Arne Garborg was born at Jæderen, in the southwestern part of Norway, January 1851. The circumstances of his life were humble, and all of his surroundings were meager in the extreme. His father, a village schoolmaster, was a man of nervous, fanatical temperament, with whom religion was a mania. In the obscure little village where he lived, Garborg’s boyhood was outwardly uneventful but inwardly filled with conflict. Brought up in an atmosphere of pietism, the natural reaction led him into a kind of romantic atheistic unbelief. In the turmoil of his mind, the battles were fought again and again, until at length he reached the middle ground of modern thought. His education was extremely desultory; but from the age of nine, when from the only models within his reach he wrote hymns and sermons, he showed a strong tendency for literature. He passed the required examinations for a school-teacher in 1870, and alternately taught and studied, until in 1875 he entered the University of Christiania. His life as a student was by no means smooth, but he persisted, in spite of poverty and indeed sometimes actual want.

He had previously, in Risör, published a Teacher’s Journal (1871), a small paper dealing principally though not exclusively with school affairs; and a year later, in Tvedestrand, he established the Tvedestrand Post. This experience as county editor and printer had qualified him for newspaper work, and in 1877 he became connected with the Aftenbladet of Christiania. The same year he founded the Fedraheimen, “a weekly paper for the Norse people.” This was really the beginning of his literary career, although besides his early enterprises in journalism he had as a student contributed occasional articles to the newspapers, and had already published his first book, a critical essay on Ibsen’s ‘Emperor and Galilean.’

The attempt made by Ivar Aasen to establish in Norway a national language through a normalization of the peasant dialects, found in Garborg one of its warmest supporters. Discarding Danish as a literary medium, he advocated the use of the strong Norse, and the Fedraheimen appeared as the organ of the new movement. Garborg wrote a book upon the subject in the year after the establishment of his journal, and ever since, by precept and practice, he has been the chief propagandist of the new speech.

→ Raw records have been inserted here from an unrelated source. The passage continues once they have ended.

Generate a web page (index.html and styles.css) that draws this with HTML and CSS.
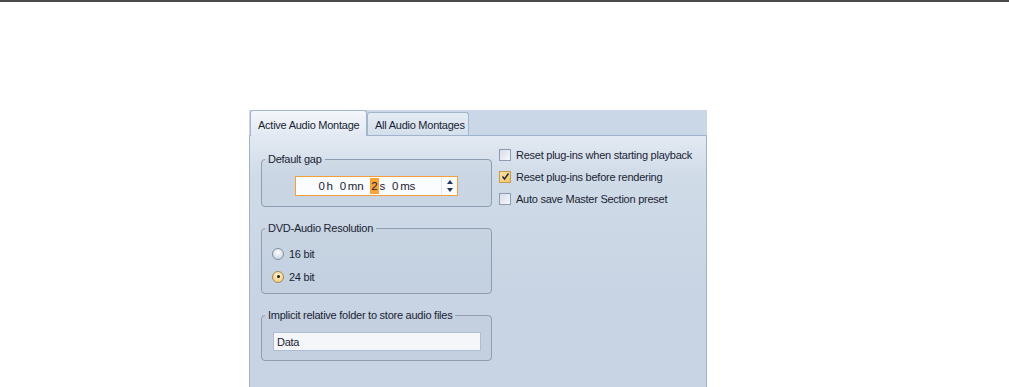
FILE: index.html
```html
<!DOCTYPE html>
<html lang="en">
<head>
    <meta charset="UTF-8">
    <title>Audio Montage Preferences</title>
    <link rel="stylesheet" href="styles.css">
</head>
<body>
    <div class="topbar"></div>
    <div class="dialog">
        <div class="tabs">
            <div class="tab active">Active Audio Montage</div>
            <div class="tab">All Audio Montages</div>
        </div>
        <div class="panel">
            <div class="left-col">
                <fieldset class="group group-gap">
                    <legend>Default gap</legend>
                    <div class="time-field">
                        <div class="time-value">
                            <span class="num">0</span><span class="unit">h</span>
                            <span class="num">0</span><span class="unit">mn</span>
                            <span class="num sel">2</span><span class="unit">s</span>
                            <span class="num">0</span><span class="unit">ms</span>
                        </div>
                        <div class="spin">
                            <span class="arrow up"></span>
                            <span class="arrow down"></span>
                        </div>
                    </div>
                </fieldset>
                <fieldset class="group group-res">
                    <legend>DVD-Audio Resolution</legend>
                    <div class="radio-row">
                        <span class="radio"></span> 16 bit
                    </div>
                    <div class="radio-row">
                        <span class="radio checked"></span> 24 bit
                    </div>
                </fieldset>
                <fieldset class="group group-folder">
                    <legend>Implicit relative folder to store audio files</legend>
                    <div class="text-input">Data</div>
                </fieldset>
            </div>
            <div class="right-col">
                <div class="check-row"><span class="check"></span>Reset plug-ins when starting playback</div>
                <div class="check-row"><span class="check checked">
                    <svg width="9" height="9" viewBox="0 0 9 9"><path d="M1.5 4.5 L3.5 7 L7.5 1.5" fill="none" stroke="#1b2a3c" stroke-width="1.4"/></svg>
                </span>Reset plug-ins before rendering</div>
                <div class="check-row"><span class="check"></span>Auto save Master Section preset</div>
            </div>
        </div>
    </div>
</body>
</html>
```

FILE: styles.css
```css
body {
    margin: 0;
    font-family: "Liberation Sans", Arial, sans-serif;
    font-size: 11px;
    letter-spacing: -0.25px;
    color: #1a2433;
    background: #fff;
    overflow: hidden;
    height: 387px;
}
.topbar {
    height: 2px;
    background: #4a4a4a;
}
.dialog {
    margin: 108px 0 0 249px;
    width: 458px;
    background: #c9d7e7;
}
.tabs {
    display: flex;
    align-items: flex-end;
    height: 25px;
    padding-left: 1px;
}
.tab {
    box-sizing: border-box;
    height: 23px;
    width: 102px;
    padding: 6px 0 0 7px;
    border: 1px solid #a3b6cc;
    border-bottom: none;
    border-radius: 3px 3px 0 0;
    background: linear-gradient(#e4ebf4, #d3dfec);
    white-space: nowrap;
}
.tab.active {
    height: 26px;
    width: 117px;
    margin-bottom: -1px;
    padding: 8px 0 0 7px;
    background: linear-gradient(#f4f7fb, #e2e9f2);
    position: relative;
    z-index: 1;
}
.panel {
    box-sizing: border-box;
    height: 270px;
    border: 1px solid #9fb3cb;
    background: linear-gradient(#e2e9f2, #d0dbe8 40px, #c8d4e3 160px, #c8d4e3);
    display: flex;
    padding: 17px 0 0 11px;
}
.left-col {
    width: 231px;
}
.group {
    box-sizing: border-box;
    margin: 0;
    padding: 0;
    border: 1px solid #8e9db1;
    border-radius: 4px;
    background: rgba(180, 195, 212, 0.18);
}
.group legend {
    padding: 0 3px;
    margin-left: 3px;
    line-height: 13px;
}
.group-gap {
    height: 54px;
}
.group-res {
    height: 72px;
    margin-top: 15px;
}
.group-folder {
    height: 52px;
    margin-top: 15px;
}
.time-field {
    box-sizing: border-box;
    display: flex;
    width: 163px;
    height: 20px;
    margin: 10px 0 0 33px;
    border: 1px solid #f2a037;
    background: #fbfcfe;
}
.time-value {
    flex: 1;
    display: flex;
    align-items: center;
    justify-content: flex-end;
    padding-right: 26px;
    font-size: 11.5px;
}
.time-value .num {
    margin-left: 7px;
    line-height: 14px;
}
.time-value .num:first-child {
    margin-left: 0;
}
.time-value .unit {
    margin-left: 2px;
}
.time-value .sel {
    background: #f7a33a;
    padding: 1px 1px;
    margin-right: -1px;
}
.spin {
    width: 15px;
    border-left: 1px solid #dfe6ee;
    display: flex;
    flex-direction: column;
    align-items: center;
    justify-content: center;
    gap: 4px;
}
.arrow {
    width: 0;
    height: 0;
    border-left: 3.5px solid transparent;
    border-right: 3.5px solid transparent;
}
.arrow.up {
    border-bottom: 4px solid #1f3a5c;
}
.arrow.down {
    border-top: 4px solid #1f3a5c;
}
.radio-row {
    display: flex;
    align-items: center;
    height: 13px;
    margin: 12px 0 0 10px;
    gap: 5px;
}
.radio-row + .radio-row {
    margin-top: 10px;
}
.radio {
    box-sizing: border-box;
    width: 12px;
    height: 12px;
    border-radius: 50%;
    border: 1px solid #7d8ea3;
    background: radial-gradient(circle at 50% 30%, #ffffff, #c4cfdc);
    position: relative;
}
.radio.checked {
    background: radial-gradient(circle at 50% 35%, #fff3d0, #f6c36a);
    border-color: #a58a57;
}
.radio.checked::after {
    content: "";
    position: absolute;
    left: 3.5px;
    top: 3.5px;
    width: 3px;
    height: 3px;
    border-radius: 50%;
    background: #1a1a1a;
}
.text-input {
    box-sizing: border-box;
    width: 208px;
    height: 19px;
    margin: 10px 0 0 11px;
    border: 1px solid #aebdd0;
    background: #f5f6fa;
    padding: 2px 3px 0;
    line-height: 14px;
}
.right-col {
    margin: -5px 0 0 7px;
}
.check-row {
    display: flex;
    align-items: center;
    height: 13px;
    margin-bottom: 9px;
    white-space: nowrap;
}
.check {
    box-sizing: border-box;
    width: 12px;
    height: 12px;
    margin-right: 5px;
    border: 1px solid #8b9bb0;
    background: linear-gradient(135deg, #d5dde7, #f7f9fc);
    display: flex;
    align-items: center;
    justify-content: center;
}
.check.checked {
    border-color: #c49a4f;
    background: linear-gradient(135deg, #fbe3a8, #f7c566);
}
```
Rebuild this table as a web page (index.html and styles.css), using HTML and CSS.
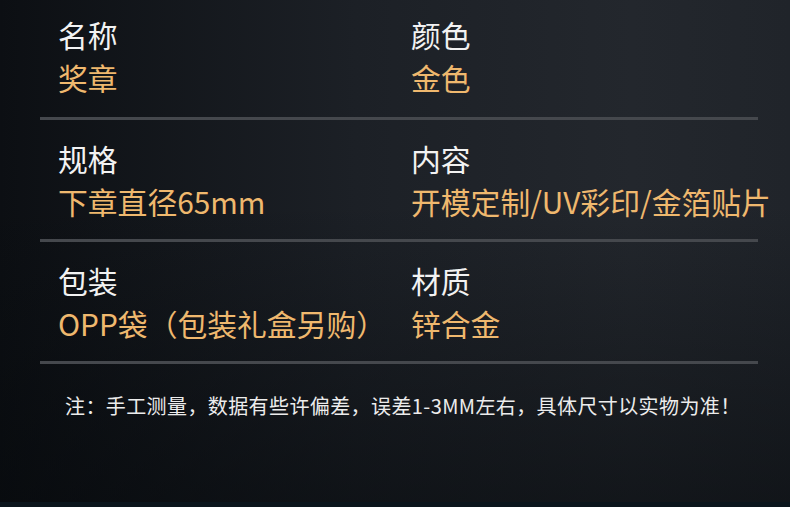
FILE: index.html
```html
<!DOCTYPE html>
<html lang="zh">
<head>
<meta charset="utf-8">
<link rel="stylesheet" href="styles.css">
</head>
<body>
<div class="page">
  <div class="specs">
    <div class="row first">
      <div class="cell"><div class="label">名称</div><div class="value">奖章</div></div>
      <div class="cell"><div class="label">颜色</div><div class="value">金色</div></div>
    </div>
    <div class="row">
      <div class="cell"><div class="label">规格</div><div class="value">下章直径65mm</div></div>
      <div class="cell"><div class="label">内容</div><div class="value">开模定制/UV彩印/金箔贴片</div></div>
    </div>
    <div class="row">
      <div class="cell"><div class="label">包装</div><div class="value">OPP袋（包装礼盒另购）</div></div>
      <div class="cell"><div class="label">材质</div><div class="value">锌合金</div></div>
    </div>
  </div>
  <p class="note">注：手工测量，数据有些许偏差，误差1-3MM左右，具体尺寸以实物为准！</p>
  <div class="strip"></div>
</div>
</body>
</html>
```
FILE: styles.css
```css
html, body {
  margin: 0;
  padding: 0;
}
body {
  width: 790px;
  height: 507px;
  overflow: hidden;
  font-family: "Noto Sans CJK SC", "Noto Sans", sans-serif;
}
.page {
  width: 790px;
  height: 507px;
  display: flex;
  flex-direction: column;
  background:
    linear-gradient(to bottom, rgba(5,8,11,0) 0%, rgba(5,8,11,0) 40%, rgba(5,8,11,0.55) 100%),
    linear-gradient(to right, #0c0f13 0%, #1c2026 45%, #23272d 80%, #20242a 100%);
}
.specs {
  padding: 0 32px 0 40px;
}
.row {
  display: grid;
  grid-template-columns: 353px 1fr;
  padding: 17px 0 16px 18px;
  border-bottom: 3px solid #45484d;
}
.row.first {
  padding-top: 13px;
  padding-bottom: 18px;
}
.label, .value {
  font-size: 29.8px;
  line-height: 43px;
  white-space: nowrap;
}
.label {
  color: #f2f2f2;
}
.value {
  color: #efb86e;
}
.note {
  margin: 27px 0 0 65px;
  font-size: 20px;
  line-height: 30px;
  letter-spacing: 0.4px;
  color: #ececec;
  flex: 1;
}
.strip {
  height: 5px;
  background: #0b151c;
}
```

His first novel, ‘En Fritenkjar’ (A Freethinker), appeared anonymously in the Fedraheimen in 1878. The subject of the story was one of the vital questions of the day, the conflict between iron-bound dogmatism and rational thought; a theme now threadbare with much handling, but then startlingly new. The author’s early training and his own environment of intolerant theology supplied material for the story. The hero of the tale, the man who dared to think for himself, was looked upon as a criminal, to be ranked with house-breakers and thieves. The ostracism which he brought upon himself was but the just punishment for his crimes. The Freethinker, treated as a moral leper, is driven from his home and goes abroad to expiate his sin of unorthodoxy. In later years he returns to his native land, to find most of his acquaintances dead. Of his family only one still lives, and that is his son, who has become a clergyman!

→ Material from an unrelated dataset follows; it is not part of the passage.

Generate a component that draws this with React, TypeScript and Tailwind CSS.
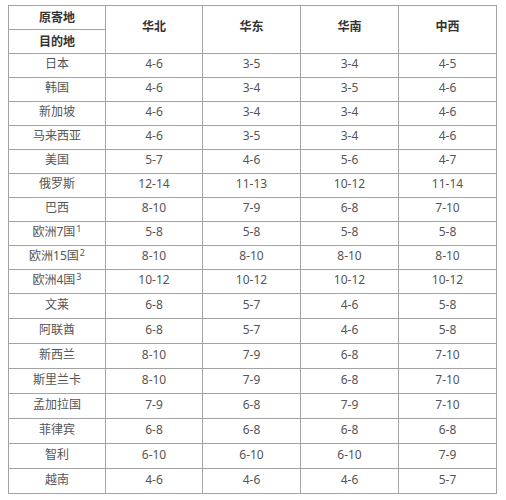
import React from "react";

type Row = { dest: string; sup?: string; v: [string, string, string, string] };

const rows: Row[] = [
  { dest: "日本", v: ["4-6", "3-5", "3-4", "4-5"] },
  { dest: "韩国", v: ["4-6", "3-4", "3-5", "4-6"] },
  { dest: "新加坡", v: ["4-6", "3-4", "3-4", "4-6"] },
  { dest: "马来西亚", v: ["4-6", "3-5", "3-4", "4-6"] },
  { dest: "美国", v: ["5-7", "4-6", "5-6", "4-7"] },
  { dest: "俄罗斯", v: ["12-14", "11-13", "10-12", "11-14"] },
  { dest: "巴西", v: ["8-10", "7-9", "6-8", "7-10"] },
  { dest: "欧洲7国", sup: "1", v: ["5-8", "5-8", "5-8", "5-8"] },
  { dest: "欧洲15国", sup: "2", v: ["8-10", "8-10", "8-10", "8-10"] },
  { dest: "欧洲4国", sup: "3", v: ["10-12", "10-12", "10-12", "10-12"] },
  { dest: "文莱", v: ["6-8", "5-7", "4-6", "5-8"] },
  { dest: "阿联酋", v: ["6-8", "5-7", "4-6", "5-8"] },
  { dest: "新西兰", v: ["8-10", "7-9", "6-8", "7-10"] },
  { dest: "斯里兰卡", v: ["8-10", "7-9", "6-8", "7-10"] },
  { dest: "孟加拉国", v: ["7-9", "6-8", "7-9", "7-10"] },
  { dest: "菲律宾", v: ["6-8", "6-8", "6-8", "6-8"] },
  { dest: "智利", v: ["6-10", "6-10", "6-10", "7-9"] },
  { dest: "越南", v: ["4-6", "4-6", "4-6", "5-7"] },
];

const cell = "border border-[#a3a3a3] text-center align-middle p-0";

export default function App() {
  return (
    <div
      className="w-[506px] h-[500px] bg-white pt-[5px] pl-[8px]"
      style={{ fontFamily: '"Noto Sans", "Noto Sans CJK SC", sans-serif' }}
    >
      <table className="border-collapse table-fixed w-[488px] border border-[#8a8a8a] text-[12px] leading-none">
        <colgroup>
          <col className="w-[97px]" />
          <col className="w-[97px]" />
          <col className="w-[98px]" />
          <col className="w-[98px]" />
          <col className="w-[98px]" />
        </colgroup>
        <thead>
          <tr className="h-[24px]">
            <td className={`${cell} font-bold text-[#333]`}>原寄地</td>
            {["华北", "华东", "华南", "中西"].map((h) => (
              <td key={h} rowSpan={2} className={`${cell} font-bold text-[#333] pb-[6px]`}>
                {h}
              </td>
            ))}
          </tr>
          <tr className="h-[24px]">
            <td className={`${cell} font-bold text-[#333]`}>目的地</td>
          </tr>
        </thead>
        <tbody>
          {rows.map((r, i) => (
            <tr key={r.dest} className={i < 10 ? "h-[24px]" : "h-[25px]"}>
              <td className={`${cell} text-[#555] pb-[3px]`}>
                {r.dest}
                {r.sup && <sup className="text-[9px] relative -top-[4px] ml-[1px]">{r.sup}</sup>}
              </td>
              {r.v.map((v, j) => (
                <td key={j} className={`${cell} text-[#555] pb-[3px]`}>
                  {v}
                </td>
              ))}
            </tr>
          ))}
        </tbody>
      </table>
    </div>
  );
}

Garborg’s second romance, ‘Bondestudentar’ (Peasant Students) (1883), deals with a problem no less real. In Norway, although there is no rank of nobility, class distinctions are nevertheless strongly marked; and in this novel his pen is directed against the evils which result from the inordinate striving of the lower orders for a position to which they are unfitted both by nature and circumstances. This book, again, is to a degree autobiographical; for Garborg, as has been said, is himself peasant, and he has fought the fight and suffered the anguish of the new culture attained with incalculable sacrifice. ‘Peasant Students’ is undoubtedly his greatest work. Nowhere else has he indicated more clearly his seriousness of purpose, or worked out his theme with more effectiveness. The hero, Daniel Braut, is the representative of the ideal student, a son of the people who shall strive for “poetry and the soul” and introduce the elements of culture among his class. Manual labor is his aversion; and at last, forced by the weakness of his nature and the necessity of his poverty, he goes over to the ranks of philistinism, marries a woman of property, and studies theology. Both books are stories of high ideals and humiliating compromises. The author’s pessimism is in the ascendant, and in the end the lower nature conquers.

In ‘Mannfolk’ (1886) he takes up a different theme, the relation of the sexes, a question which he treats with startling frankness. Garborg is a realist in so far that he prefers to depict life as it is, well knowing that fiction cannot approach truth in point of interest. He bears true testimony of what he sees and knows, but his realism is very far removed from the naturalism of the French school.

Following ‘Peasant Students’ appeared in 1884 ‘Forteljinger og Sogar’ (Narratives and Tales), a volume of stories dealing sometimes with subjects generally proscribed. Of his other works the most important are the narrative ‘Hjaa ho Mor’ (With Mama), ‘Kolbotnbrev og andre Skildringar’ (Kolbotn Letters and Other Sketches: 1890), the novels ‘Trætte Mænd’ (Weary Souls: 1891), ‘Fred’ (Peace: 1893), and the drama ‘Uforsonlige’ (The Irreconcilables: 1888). His ‘Collected Works’ appeared in 1909.

After being deprived of his government position upon the publication of ‘Mannfolk,’ Arne Garborg retired with his wife and child into the solitude of the mountains, where for two years he lived and wrote in his sæter hut; but at last, overcome by the loneliness of this isolated life, he left Norway and settled in Germany.